## Data extract
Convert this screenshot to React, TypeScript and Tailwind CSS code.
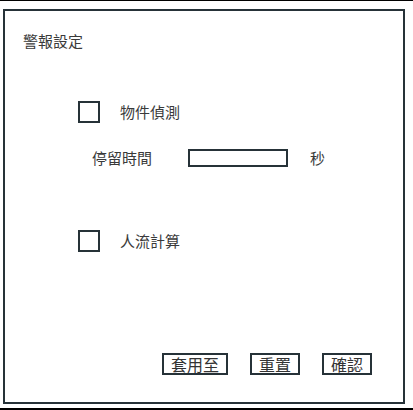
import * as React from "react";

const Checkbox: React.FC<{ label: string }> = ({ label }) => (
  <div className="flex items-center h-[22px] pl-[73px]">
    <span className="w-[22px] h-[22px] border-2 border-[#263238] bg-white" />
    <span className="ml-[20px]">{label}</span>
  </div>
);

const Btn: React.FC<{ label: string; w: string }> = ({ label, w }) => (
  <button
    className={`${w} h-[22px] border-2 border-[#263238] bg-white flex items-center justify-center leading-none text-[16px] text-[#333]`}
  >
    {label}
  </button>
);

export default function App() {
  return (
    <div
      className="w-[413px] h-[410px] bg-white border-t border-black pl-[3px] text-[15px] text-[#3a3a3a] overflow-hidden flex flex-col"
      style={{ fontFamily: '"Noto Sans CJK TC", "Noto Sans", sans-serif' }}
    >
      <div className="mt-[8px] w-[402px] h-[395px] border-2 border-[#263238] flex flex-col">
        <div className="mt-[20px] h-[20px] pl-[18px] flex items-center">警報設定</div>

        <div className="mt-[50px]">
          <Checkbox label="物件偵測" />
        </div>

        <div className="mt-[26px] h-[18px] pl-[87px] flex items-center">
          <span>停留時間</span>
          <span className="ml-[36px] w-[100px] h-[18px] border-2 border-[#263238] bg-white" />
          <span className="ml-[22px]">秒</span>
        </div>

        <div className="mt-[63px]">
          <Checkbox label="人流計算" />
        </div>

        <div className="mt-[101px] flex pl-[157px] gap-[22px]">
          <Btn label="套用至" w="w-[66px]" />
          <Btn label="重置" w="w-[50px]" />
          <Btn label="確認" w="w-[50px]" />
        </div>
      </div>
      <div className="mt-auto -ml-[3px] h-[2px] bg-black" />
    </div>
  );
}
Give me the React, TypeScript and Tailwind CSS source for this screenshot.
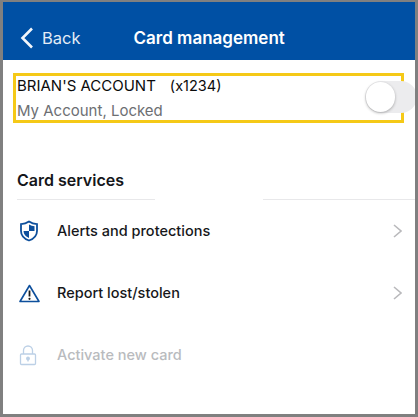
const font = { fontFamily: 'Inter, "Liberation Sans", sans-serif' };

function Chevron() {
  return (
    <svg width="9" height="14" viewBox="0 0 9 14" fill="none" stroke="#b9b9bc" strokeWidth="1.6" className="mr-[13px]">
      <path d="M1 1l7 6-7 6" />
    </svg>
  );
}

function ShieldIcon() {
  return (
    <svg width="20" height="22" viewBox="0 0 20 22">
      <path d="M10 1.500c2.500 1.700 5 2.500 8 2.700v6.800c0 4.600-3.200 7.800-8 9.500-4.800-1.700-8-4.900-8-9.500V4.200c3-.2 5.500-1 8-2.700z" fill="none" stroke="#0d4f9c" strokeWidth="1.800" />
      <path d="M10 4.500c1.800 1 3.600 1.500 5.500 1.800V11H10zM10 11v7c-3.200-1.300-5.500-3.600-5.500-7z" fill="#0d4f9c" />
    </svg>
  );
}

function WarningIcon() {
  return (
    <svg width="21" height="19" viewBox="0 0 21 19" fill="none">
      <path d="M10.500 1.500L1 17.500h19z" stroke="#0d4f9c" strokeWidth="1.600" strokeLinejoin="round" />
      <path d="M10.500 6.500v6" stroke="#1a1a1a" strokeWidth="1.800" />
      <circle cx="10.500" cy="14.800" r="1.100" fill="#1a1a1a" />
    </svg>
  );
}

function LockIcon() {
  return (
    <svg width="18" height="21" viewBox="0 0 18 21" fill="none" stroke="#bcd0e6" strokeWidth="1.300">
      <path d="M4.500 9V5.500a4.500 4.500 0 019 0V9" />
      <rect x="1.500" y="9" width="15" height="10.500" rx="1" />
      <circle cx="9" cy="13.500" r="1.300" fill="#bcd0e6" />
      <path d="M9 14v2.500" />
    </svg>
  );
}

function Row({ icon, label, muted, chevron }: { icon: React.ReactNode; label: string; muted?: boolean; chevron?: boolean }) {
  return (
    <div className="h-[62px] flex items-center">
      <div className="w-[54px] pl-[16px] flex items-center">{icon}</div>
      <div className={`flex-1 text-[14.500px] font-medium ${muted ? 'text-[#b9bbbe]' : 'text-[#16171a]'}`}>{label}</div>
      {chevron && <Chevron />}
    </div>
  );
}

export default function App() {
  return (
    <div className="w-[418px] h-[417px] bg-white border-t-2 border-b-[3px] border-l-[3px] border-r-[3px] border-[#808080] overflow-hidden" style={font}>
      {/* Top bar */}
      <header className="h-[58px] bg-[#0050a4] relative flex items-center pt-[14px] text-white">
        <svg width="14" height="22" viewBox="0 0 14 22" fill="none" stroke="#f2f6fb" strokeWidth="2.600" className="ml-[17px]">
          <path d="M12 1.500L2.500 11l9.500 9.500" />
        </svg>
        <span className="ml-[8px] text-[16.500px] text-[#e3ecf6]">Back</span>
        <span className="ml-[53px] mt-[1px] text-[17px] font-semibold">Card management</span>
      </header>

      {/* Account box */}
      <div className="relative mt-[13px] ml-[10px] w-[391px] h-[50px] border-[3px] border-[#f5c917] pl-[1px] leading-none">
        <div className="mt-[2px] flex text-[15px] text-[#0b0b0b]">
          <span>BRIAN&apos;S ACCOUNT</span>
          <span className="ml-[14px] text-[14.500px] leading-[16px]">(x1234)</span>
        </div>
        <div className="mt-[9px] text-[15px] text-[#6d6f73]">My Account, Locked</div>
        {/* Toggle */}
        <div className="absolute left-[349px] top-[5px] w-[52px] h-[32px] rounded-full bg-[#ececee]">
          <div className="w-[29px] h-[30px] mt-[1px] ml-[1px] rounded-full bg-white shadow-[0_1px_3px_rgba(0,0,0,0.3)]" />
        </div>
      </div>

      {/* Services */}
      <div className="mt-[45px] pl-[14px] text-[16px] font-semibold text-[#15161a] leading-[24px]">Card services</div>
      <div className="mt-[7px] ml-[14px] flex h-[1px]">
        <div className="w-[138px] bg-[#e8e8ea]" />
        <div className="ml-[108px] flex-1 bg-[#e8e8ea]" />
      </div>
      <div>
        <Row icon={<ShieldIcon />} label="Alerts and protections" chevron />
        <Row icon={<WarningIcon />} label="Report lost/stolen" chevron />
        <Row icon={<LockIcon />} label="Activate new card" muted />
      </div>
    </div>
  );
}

## Directive
Output, exactly, all the records above; include no pictures.

## Solved exercise
Convert this screenshot to React, TypeScript and Tailwind CSS code.
import * as React from "react";

const Checkbox: React.FC<{ label: string }> = ({ label }) => (
  <div className="flex items-center h-[22px] pl-[73px]">
    <span className="w-[22px] h-[22px] border-2 border-[#263238] bg-white" />
    <span className="ml-[20px]">{label}</span>
  </div>
);

const Btn: React.FC<{ label: string; w: string }> = ({ label, w }) => (
  <button
    className={`${w} h-[22px] border-2 border-[#263238] bg-white flex items-center justify-center leading-none text-[16px] text-[#333]`}
  >
    {label}
  </button>
);

export default function App() {
  return (
    <div
      className="w-[413px] h-[410px] bg-white border-t border-black pl-[3px] text-[15px] text-[#3a3a3a] overflow-hidden flex flex-col"
      style={{ fontFamily: '"Noto Sans CJK TC", "Noto Sans", sans-serif' }}
    >
      <div className="mt-[8px] w-[402px] h-[395px] border-2 border-[#263238] flex flex-col">
        <div className="mt-[20px] h-[20px] pl-[18px] flex items-center">警報設定</div>

        <div className="mt-[50px]">
          <Checkbox label="物件偵測" />
        </div>

        <div className="mt-[26px] h-[18px] pl-[87px] flex items-center">
          <span>停留時間</span>
          <span className="ml-[36px] w-[100px] h-[18px] border-2 border-[#263238] bg-white" />
          <span className="ml-[22px]">秒</span>
        </div>

        <div className="mt-[63px]">
          <Checkbox label="人流計算" />
        </div>

        <div className="mt-[101px] flex pl-[157px] gap-[22px]">
          <Btn label="套用至" w="w-[66px]" />
          <Btn label="重置" w="w-[50px]" />
          <Btn label="確認" w="w-[50px]" />
        </div>
      </div>
      <div className="mt-auto -ml-[3px] h-[2px] bg-black" />
    </div>
  );
}
Give me the React, TypeScript and Tailwind CSS source for this screenshot.
const font = { fontFamily: 'Inter, "Liberation Sans", sans-serif' };

function Chevron() {
  return (
    <svg width="9" height="14" viewBox="0 0 9 14" fill="none" stroke="#b9b9bc" strokeWidth="1.6" className="mr-[13px]">
      <path d="M1 1l7 6-7 6" />
    </svg>
  );
}

function ShieldIcon() {
  return (
    <svg width="20" height="22" viewBox="0 0 20 22">
      <path d="M10 1.500c2.500 1.700 5 2.500 8 2.700v6.800c0 4.600-3.200 7.800-8 9.500-4.800-1.700-8-4.900-8-9.500V4.200c3-.2 5.500-1 8-2.700z" fill="none" stroke="#0d4f9c" strokeWidth="1.800" />
      <path d="M10 4.500c1.800 1 3.600 1.500 5.500 1.800V11H10zM10 11v7c-3.200-1.300-5.500-3.600-5.500-7z" fill="#0d4f9c" />
    </svg>
  );
}

function WarningIcon() {
  return (
    <svg width="21" height="19" viewBox="0 0 21 19" fill="none">
      <path d="M10.500 1.500L1 17.500h19z" stroke="#0d4f9c" strokeWidth="1.600" strokeLinejoin="round" />
      <path d="M10.500 6.500v6" stroke="#1a1a1a" strokeWidth="1.800" />
      <circle cx="10.500" cy="14.800" r="1.100" fill="#1a1a1a" />
    </svg>
  );
}

function LockIcon() {
  return (
    <svg width="18" height="21" viewBox="0 0 18 21" fill="none" stroke="#bcd0e6" strokeWidth="1.300">
      <path d="M4.500 9V5.500a4.500 4.500 0 019 0V9" />
      <rect x="1.500" y="9" width="15" height="10.500" rx="1" />
      <circle cx="9" cy="13.500" r="1.300" fill="#bcd0e6" />
      <path d="M9 14v2.500" />
    </svg>
  );
}

function Row({ icon, label, muted, chevron }: { icon: React.ReactNode; label: string; muted?: boolean; chevron?: boolean }) {
  return (
    <div className="h-[62px] flex items-center">
      <div className="w-[54px] pl-[16px] flex items-center">{icon}</div>
      <div className={`flex-1 text-[14.500px] font-medium ${muted ? 'text-[#b9bbbe]' : 'text-[#16171a]'}`}>{label}</div>
      {chevron && <Chevron />}
    </div>
  );
}

export default function App() {
  return (
    <div className="w-[418px] h-[417px] bg-white border-t-2 border-b-[3px] border-l-[3px] border-r-[3px] border-[#808080] overflow-hidden" style={font}>
      {/* Top bar */}
      <header className="h-[58px] bg-[#0050a4] relative flex items-center pt-[14px] text-white">
        <svg width="14" height="22" viewBox="0 0 14 22" fill="none" stroke="#f2f6fb" strokeWidth="2.600" className="ml-[17px]">
          <path d="M12 1.500L2.500 11l9.500 9.500" />
        </svg>
        <span className="ml-[8px] text-[16.500px] text-[#e3ecf6]">Back</span>
        <span className="ml-[53px] mt-[1px] text-[17px] font-semibold">Card management</span>
      </header>

      {/* Account box */}
      <div className="relative mt-[13px] ml-[10px] w-[391px] h-[50px] border-[3px] border-[#f5c917] pl-[1px] leading-none">
        <div className="mt-[2px] flex text-[15px] text-[#0b0b0b]">
          <span>BRIAN&apos;S ACCOUNT</span>
          <span className="ml-[14px] text-[14.500px] leading-[16px]">(x1234)</span>
        </div>
        <div className="mt-[9px] text-[15px] text-[#6d6f73]">My Account, Locked</div>
        {/* Toggle */}
        <div className="absolute left-[349px] top-[5px] w-[52px] h-[32px] rounded-full bg-[#ececee]">
          <div className="w-[29px] h-[30px] mt-[1px] ml-[1px] rounded-full bg-white shadow-[0_1px_3px_rgba(0,0,0,0.3)]" />
        </div>
      </div>

      {/* Services */}
      <div className="mt-[45px] pl-[14px] text-[16px] font-semibold text-[#15161a] leading-[24px]">Card services</div>
      <div className="mt-[7px] ml-[14px] flex h-[1px]">
        <div className="w-[138px] bg-[#e8e8ea]" />
        <div className="ml-[108px] flex-1 bg-[#e8e8ea]" />
      </div>
      <div>
        <Row icon={<ShieldIcon />} label="Alerts and protections" chevron />
        <Row icon={<WarningIcon />} label="Report lost/stolen" chevron />
        <Row icon={<LockIcon />} label="Activate new card" muted />
      </div>
    </div>
  );
}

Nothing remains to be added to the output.